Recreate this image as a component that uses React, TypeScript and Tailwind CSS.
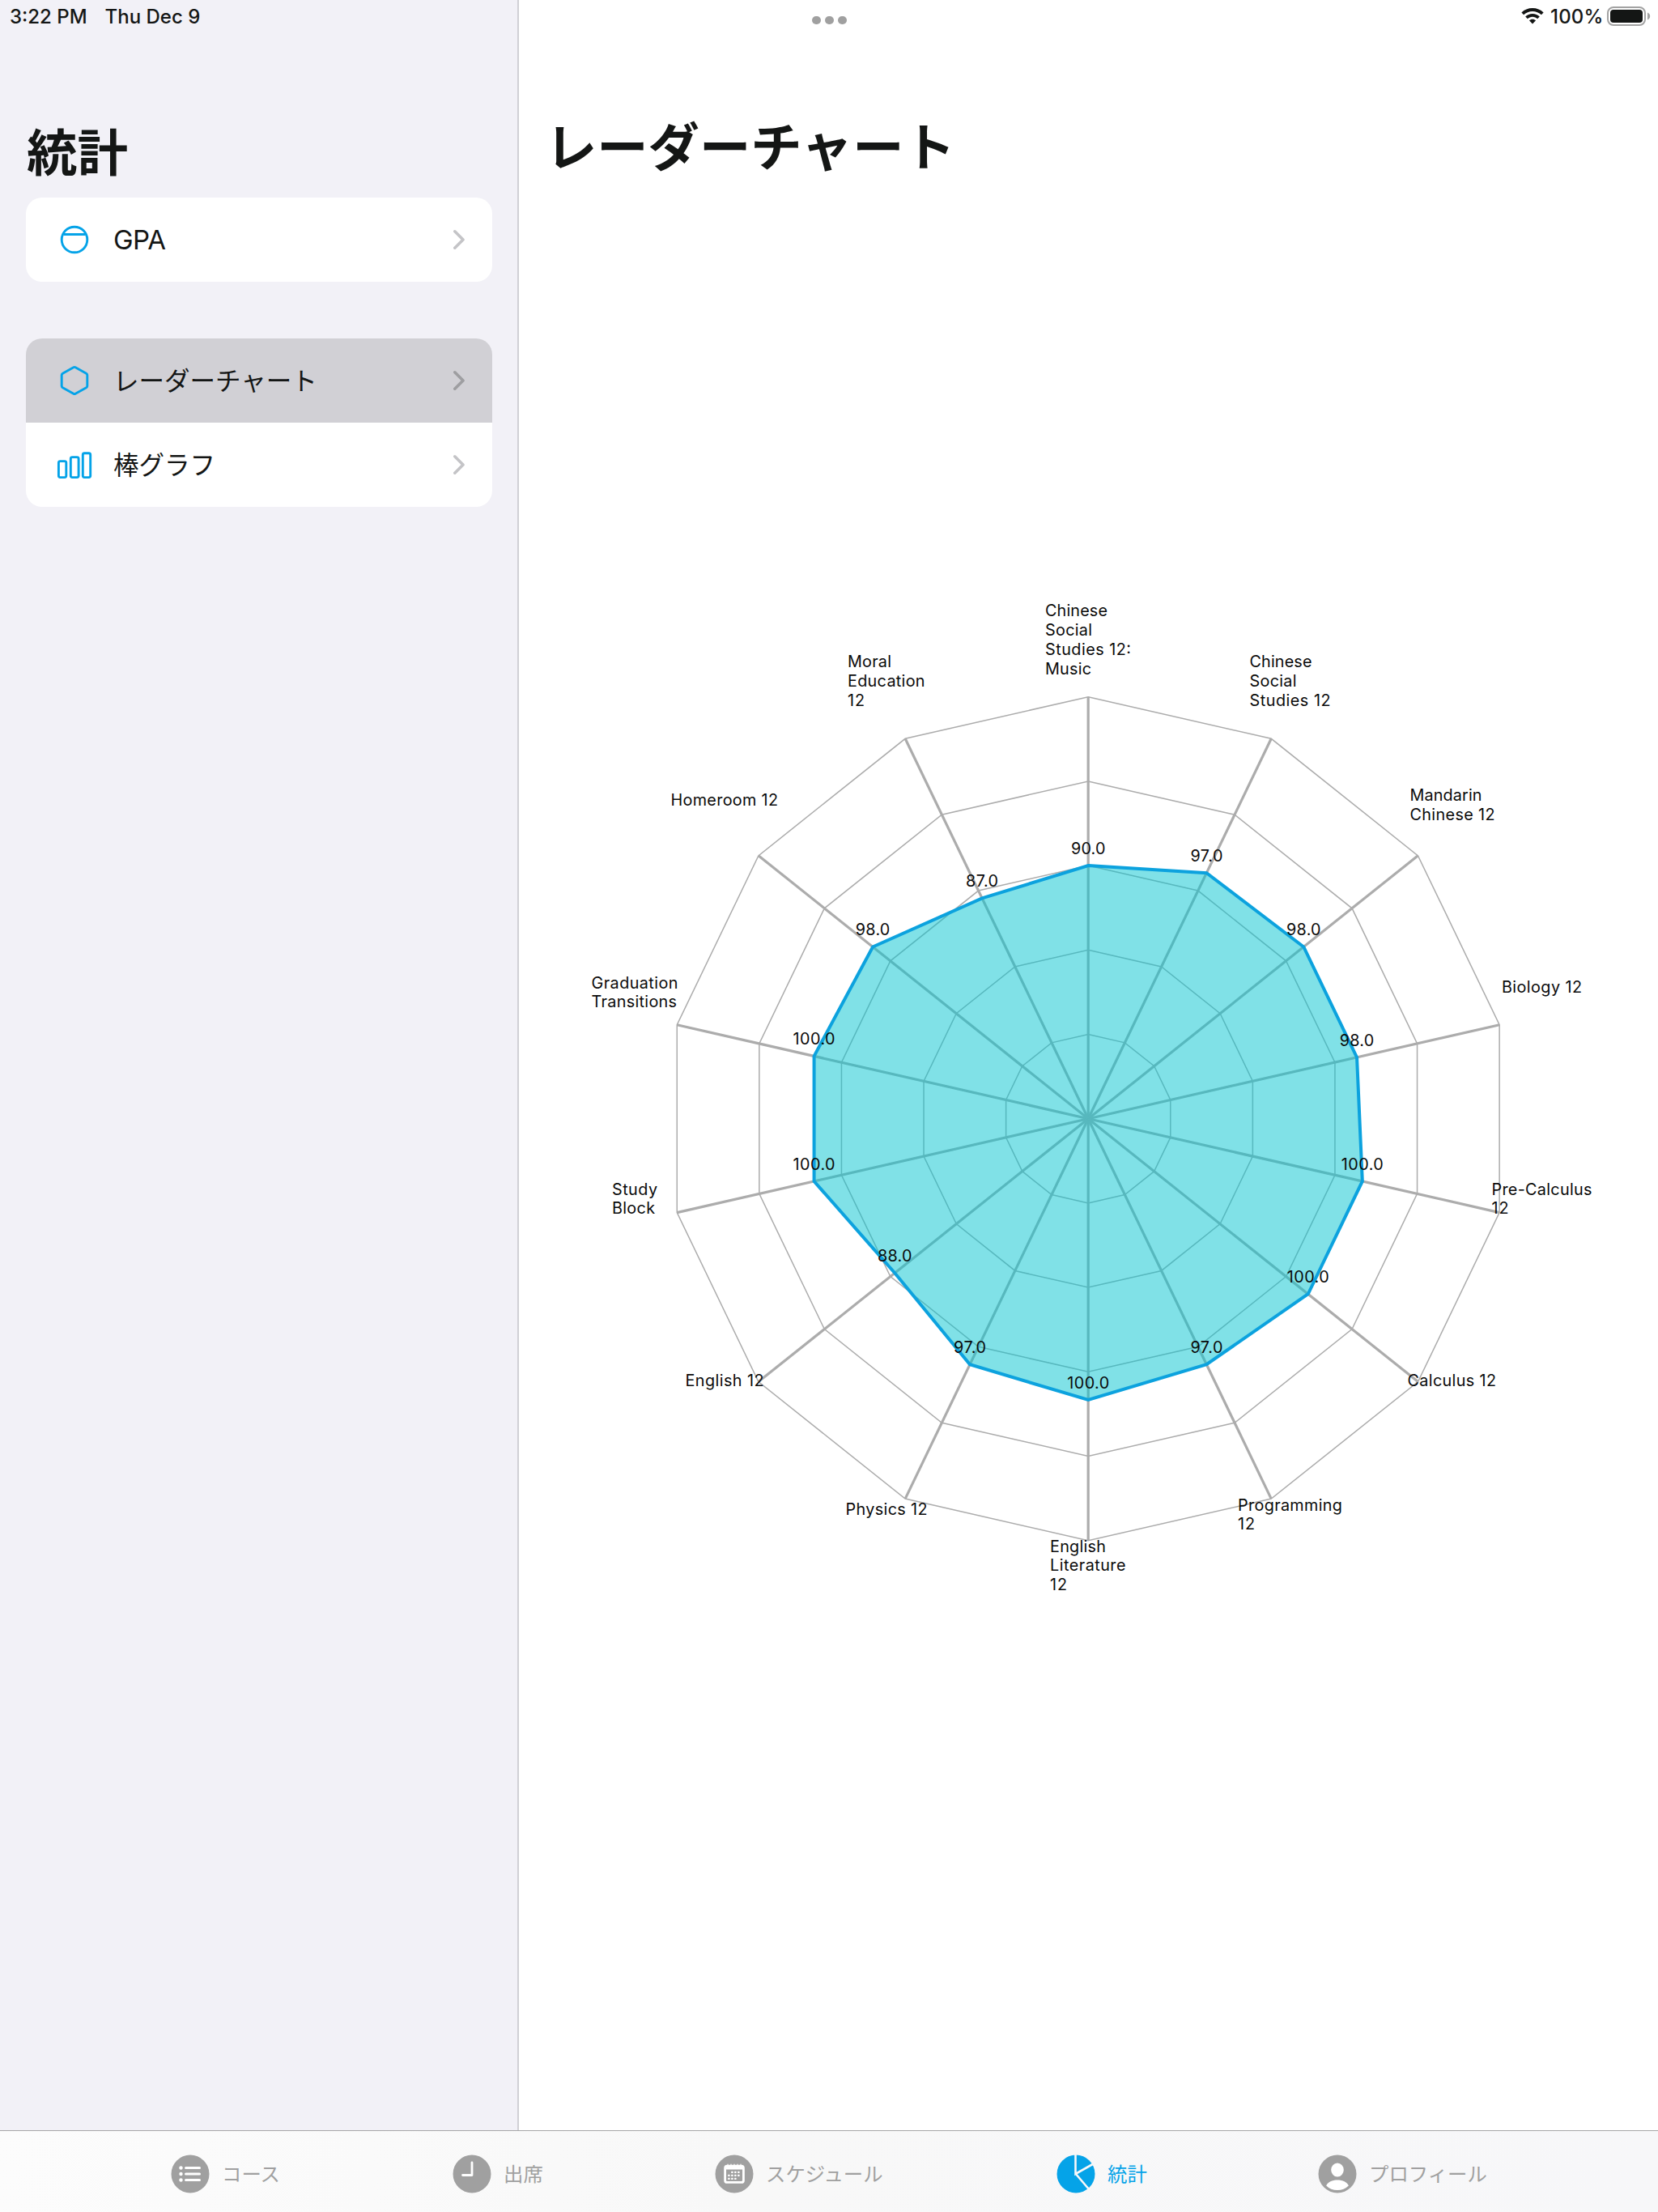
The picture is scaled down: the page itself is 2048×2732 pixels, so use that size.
import React from "react";

type Subject = {
  lines: string[];
  widths: number[];
  x: number;
  y: number[];
  value: number;
};

const CX = 1344.2 - 641;
const CY = 1381.7 - 300;
const R = 521;

const subjects: Subject[] = [
  { lines: ["Chinese", "Social", "Studies 12:", "Music"], widths: [76, 57, 105, 56], x: 1291.5, y: [761, 785, 809, 833], value: 90 },
  { lines: ["Chinese", "Social", "Studies 12"], widths: [76, 57, 99], x: 1544, y: [824, 848, 872], value: 97 },
  { lines: ["Mandarin", "Chinese 12"], widths: [88, 104], x: 1742, y: [989, 1013], value: 98 },
  { lines: ["Biology 12"], widths: [98], x: 1855.5, y: [1226], value: 98 },
  { lines: ["Pre-Calculus", "12"], widths: [123, 20], x: 1843, y: [1476, 1499], value: 100 },
  { lines: ["Calculus 12"], widths: [108.5], x: 1739, y: [1712], value: 100 },
  { lines: ["Programming", "12"], widths: [128, 20], x: 1529.5, y: [1865.5, 1889], value: 97 },
  { lines: ["English", "Literature", "12"], widths: [68, 92.5, 20], x: 1297.5, y: [1916.5, 1940, 1964], value: 100 },
  { lines: ["Physics 12"], widths: [100], x: 1045, y: [1871], value: 97 },
  { lines: ["English 12"], widths: [96], x: 847, y: [1712], value: 88 },
  { lines: ["Study", "Block"], widths: [55, 52], x: 756.5, y: [1476, 1499], value: 100 },
  { lines: ["Graduation", "Transitions"], widths: [106, 104.5], x: 731, y: [1220.5, 1244], value: 100 },
  { lines: ["Homeroom 12"], widths: [131.5], x: 829, y: [995], value: 98 },
  { lines: ["Moral", "Education", "12"], widths: [53, 94.5, 20], x: 1047.5, y: [824, 848, 872], value: 87 },
];

const point = (i: number, r: number) => {
  const a = (i * 2 * Math.PI) / subjects.length;
  return [CX + r * Math.sin(a), CY - r * Math.cos(a)] as const;
};

const ring = (radius: (i: number) => number) =>
  subjects.map((_, i) => point(i, radius(i)).map((n) => n.toFixed(2)).join(",")).join(" ");

const valueWidth = (v: number) => (v === 100 ? 52 : v === 97 || v === 87 ? 40 : 42.5);

function RadarChart() {
  return (
    <svg width="1407" height="1800" viewBox="0 0 1407 1800" className="block font-[Inter,sans-serif]">
      <g fill="none" stroke="#acacac">
        {subjects.map((_, i) => {
          const [x, y] = point(i, R);
          return <line key={i} x1={CX} y1={CY} x2={x} y2={y} strokeWidth="3.2" />;
        })}
        {[1, 2, 3, 4, 5].map((n) => (
          <polygon key={n} points={ring(() => (R * n) / 5)} strokeWidth="1.5" />
        ))}
      </g>
      <polygon points={ring((i) => (R * subjects[i].value) / 150)} fill="#02c4d0" fillOpacity="0.5" />
      <polygon
        points={ring((i) => (R * subjects[i].value) / 150)}
        fill="none"
        stroke="#0ca2de"
        strokeWidth="4"
      />
      {subjects.map((s, i) => {
        const [x, y] = point(i, (R * s.value) / 150);
        return (
          <g key={i} fill="#0a0a0a">
            <text x={x} y={y - 14} fontSize="19.8" textAnchor="middle" textLength={valueWidth(s.value)}>
              {s.value.toFixed(1)}
            </text>
            {s.lines.map((line, j) => (
              <text key={j} x={s.x - 641.5} y={s.y[j] - 300} fontSize="19.8" textLength={s.widths[j] + 1}>
                {line}
              </text>
            ))}
          </g>
        );
      })}
    </svg>
  );
}

function Chevron({ active = false }: { active?: boolean }) {
  return (
    <svg width="16" height="28" viewBox="0 0 16 28" fill="none" className={active ? "text-[#9e9ea1]" : "text-[#c4c4c7]"}>
      <path d="M1.8 3.8 12 14 1.8 24.2" stroke="currentColor" strokeWidth="3.6" strokeLinecap="round" strokeLinejoin="round" />
    </svg>
  );
}

function GaugeIcon() {
  return (
    <svg width="44" height="44" viewBox="0 0 44 44" fill="none" stroke="#05a3e8" strokeWidth="2.9">
      <circle cx="22" cy="22" r="15.8" />
      <path d="M8.5 15.5h27" />
    </svg>
  );
}

function HexagonIcon() {
  return (
    <svg width="44" height="44" viewBox="0 0 44 44" fill="none" stroke="#05a3e8" strokeWidth="2.9" strokeLinejoin="round">
      <path d="M20.8 5.7Q22 5 23.2 5.7L36.6 13.2Q37.8 14 37.8 15.2V28.8Q37.8 30 36.6 30.8L23.2 38.3Q22 39 20.8 38.3L7.4 30.8Q6.2 30 6.2 28.8V15.2Q6.2 14 7.4 13.2Z" />
    </svg>
  );
}

function BarsIcon() {
  return (
    <svg width="44" height="44" viewBox="0 0 44 44" fill="none" stroke="#05a3e8" strokeWidth="2.9">
      <rect x="2.4" y="17.6" width="9.4" height="20" rx="2" />
      <rect x="17.3" y="12.6" width="9.8" height="25" rx="2" />
      <rect x="32.3" y="7.8" width="9.4" height="29.8" rx="2" />
    </svg>
  );
}

function Row({ icon, label, active = false, latin = false }: { icon: React.ReactNode; label: string; active?: boolean; latin?: boolean }) {
  return (
    <div className={`flex h-[104px] items-center pr-[32px] pl-[38px] ${active ? "bg-[#d1d0d5]" : "bg-white"}`}>
      {icon}
      <span
        className={
          latin
            ? "ml-[26px] flex-1 font-[Inter,sans-serif] text-[33px] leading-[40px] tracking-[-0.5px]"
            : "mb-[4px] ml-[26px] flex-1 font-['Noto_Sans_CJK_JP',sans-serif] text-[31.5px] leading-[48px]"
        }
      >
        {label}
      </span>
      <Chevron active={active} />
    </div>
  );
}

function Sidebar() {
  return (
    <aside className="flex w-[641px] flex-col border-r-2 border-[#d0d0d5] bg-[#f2f1f7] px-8">
      <div className="-ml-[20px] flex h-[41px] items-center gap-[22px] font-[Inter,sans-serif] text-[24px] font-medium whitespace-nowrap">
        <span>3:22 PM</span>
        <span>Thu Dec 9</span>
      </div>
      <h1 className="mt-[96px] ml-px font-['Noto_Sans_CJK_JP',sans-serif] text-[62.5px] leading-[96px] font-bold">統計</h1>
      <nav className="mt-[11px] w-[576px]">
        <div className="overflow-hidden rounded-[20px]">
          <Row icon={<GaugeIcon />} label="GPA" latin />
        </div>
        <div className="mt-[70px] overflow-hidden rounded-[20px]">
          <Row icon={<HexagonIcon />} label="レーダーチャート" active />
          <Row icon={<BarsIcon />} label="棒グラフ" />
        </div>
      </nav>
    </aside>
  );
}

function StatusRight() {
  return (
    <div className="flex items-center font-[Inter,sans-serif] text-[24px] font-medium">
      <svg width="28" height="22" viewBox="0 0 28 22" fill="#141615">
        <path d="M14 1C8.700 1 3.900 3 .4 6.400l2.700 2.800C6 6.500 9.800 4.900 14 4.900s8 1.600 10.900 4.300l2.700-2.800C24.100 3 19.300 1 14 1Z" />
        <path d="M14 7.900c-3.400 0-6.500 1.300-8.800 3.500l2.700 2.800c1.600-1.500 3.700-2.500 6.100-2.500s4.500 1 6.100 2.500l2.700-2.800C20.500 9.200 17.400 7.900 14 7.900Z" />
        <path d="M14 14.700c-1.600 0-3 .6-4.100 1.600L14 20.600l4.100-4.300c-1.100-1-2.500-1.600-4.100-1.600Z" />
      </svg>
      <span className="mt-px ml-[8px] w-[66px] tracking-[0.2px] whitespace-nowrap">100%</span>
      <svg width="54" height="24" viewBox="0 0 54 24" className="ml-[4px]">
        <rect x="1" y="1" width="46" height="22" rx="7" fill="none" stroke="#a3a3a3" strokeWidth="2" />
        <rect x="4" y="4" width="40" height="16" rx="4" fill="#141615" />
        <path d="M50 7.500c2 .9 3.200 2.500 3.200 4.500s-1.200 3.600-3.200 4.500Z" fill="#a3a3a3" />
      </svg>
    </div>
  );
}

function Detail() {
  return (
    <main className="flex flex-1 flex-col bg-white">
      <div className="grid h-[40px] grid-cols-[1fr_auto] items-center pr-[9px]">
        <div className="mt-[10px] ml-[362px] flex gap-[5.5px]">
          <i className="size-[10.5px] rounded-full bg-[#a0a0a0]" />
          <i className="size-[10.5px] rounded-full bg-[#a0a0a0]" />
          <i className="size-[10.5px] rounded-full bg-[#a0a0a0]" />
        </div>
        <StatusRight />
      </div>
      <h2 className="mt-[90px] ml-[33px] h-[170px] font-['Noto_Sans_CJK_JP',sans-serif] text-[63.3px] leading-[96px] font-bold">レーダーチャート</h2>
      <RadarChart />
    </main>
  );
}

function ListTabIcon() {
  return (
    <svg width="48" height="48" viewBox="0 0 48 48">
      <circle cx="24" cy="24" r="23.5" fill="#a0a0a0" />
      <g fill="#fff">
        {[16.5, 24, 31.5].map((y) => (
          <g key={y}>
            <circle cx="12.5" cy={y} r="2.2" />
            <rect x="17" y={y - 1.5} width="20" height="3" rx="1.5" />
          </g>
        ))}
      </g>
    </svg>
  );
}

function ClockTabIcon() {
  return (
    <svg width="48" height="48" viewBox="0 0 48 48">
      <circle cx="24" cy="24" r="23.5" fill="#a0a0a0" />
      <path d="M24 10v15.500H12.500" fill="none" stroke="#fff" strokeWidth="2.8" strokeLinecap="round" strokeLinejoin="round" />
    </svg>
  );
}

function CalendarTabIcon() {
  return (
    <svg width="48" height="48" viewBox="0 0 48 48">
      <circle cx="24" cy="24" r="23.5" fill="#a0a0a0" />
      <rect x="12.6" y="14.2" width="22.8" height="20.2" rx="2.5" fill="none" stroke="#fff" strokeWidth="2.8" />
      <path d="M12 14h24v4.500H12z" fill="#fff" />
      <path d="M16 12.800v-1M20 12.800v-1M24 12.800v-1M28 12.800v-1M32 12.800v-1" stroke="#fff" strokeWidth="1.5" />
      <g fill="#fff">
        {[20.8, 24.8, 28.8].map((y, r) =>
          [16.2, 20.2, 24.2, 28.2].map((x, c) =>
            (r === 0 && c === 0) || (r === 2 && c === 3) ? null : <rect key={`${r}${c}`} x={x} y={y} width="2.3" height="2.3" rx="0.5" />
          )
        )}
      </g>
    </svg>
  );
}

function PieTabIcon() {
  return (
    <svg width="48" height="48" viewBox="0 0 48 48">
      <circle cx="24" cy="24" r="23.5" fill="#05a3e8" />
      <path d="M23.500 0v24L45.500 11.500M23.500 23.500 41 44" fill="none" stroke="#f8f8f9" strokeWidth="2.6" />
    </svg>
  );
}

function PersonTabIcon() {
  return (
    <svg width="48" height="48" viewBox="0 0 48 48">
      <circle cx="24" cy="24" r="23.5" fill="#a0a0a0" />
      <ellipse cx="24" cy="19" rx="7.8" ry="8.6" fill="#fff" />
      <path d="M10.200 38.500c2-4.700 7.300-7 13.800-7s11.800 2.300 13.800 7c-3.700 3.600-8.400 5.600-13.800 5.600s-10.100-2-13.800-5.600Z" fill="#fff" />
    </svg>
  );
}

function Tab({ icon, label, active = false }: { icon: React.ReactNode; label: string; active?: boolean }) {
  return (
    <div className={`flex items-center gap-[15px] ${active ? "text-[#05a3e8]" : "text-[#a0a0a0]"}`}>
      {icon}
      <span className="mb-[2px] font-['Noto_Sans_CJK_JP',sans-serif] text-[24.4px] leading-[36px] whitespace-nowrap">{label}</span>
    </div>
  );
}

function TabBar() {
  return (
    <footer className="grid h-[101px] grid-cols-[348px_324px_422px_323px_auto] items-center border-t border-[#a6a6a8] bg-linear-to-r from-[#fcfcfc] via-[#f8f8f8] via-45% to-[#f7f7f9] pt-[5px] pl-[211px]">
      <Tab icon={<ListTabIcon />} label="コース" />
      <Tab icon={<ClockTabIcon />} label="出席" />
      <Tab icon={<CalendarTabIcon />} label="スケジュール" />
      <Tab icon={<PieTabIcon />} label="統計" active />
      <Tab icon={<PersonTabIcon />} label="プロフィール" />
    </footer>
  );
}

export default function App() {
  return (
    <div className="flex h-[2732px] w-[2048px] flex-col overflow-hidden bg-white text-[#141615]">
      <div className="flex h-[2631px]">
        <Sidebar />
        <Detail />
      </div>
      <TabBar />
    </div>
  );
}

--------

**Given exercise**: Print the data above verbatim from the first line through the line holding "const R = 521;", leaving every picture out.

**The response**:
Recreate this image as a component that uses React, TypeScript and Tailwind CSS.
The picture is scaled down: the page itself is 2048×2732 pixels, so use that size.
import React from "react";

type Subject = {
  lines: string[];
  widths: number[];
  x: number;
  y: number[];
  value: number;
};

const CX = 1344.2 - 641;
const CY = 1381.7 - 300;
const R = 521;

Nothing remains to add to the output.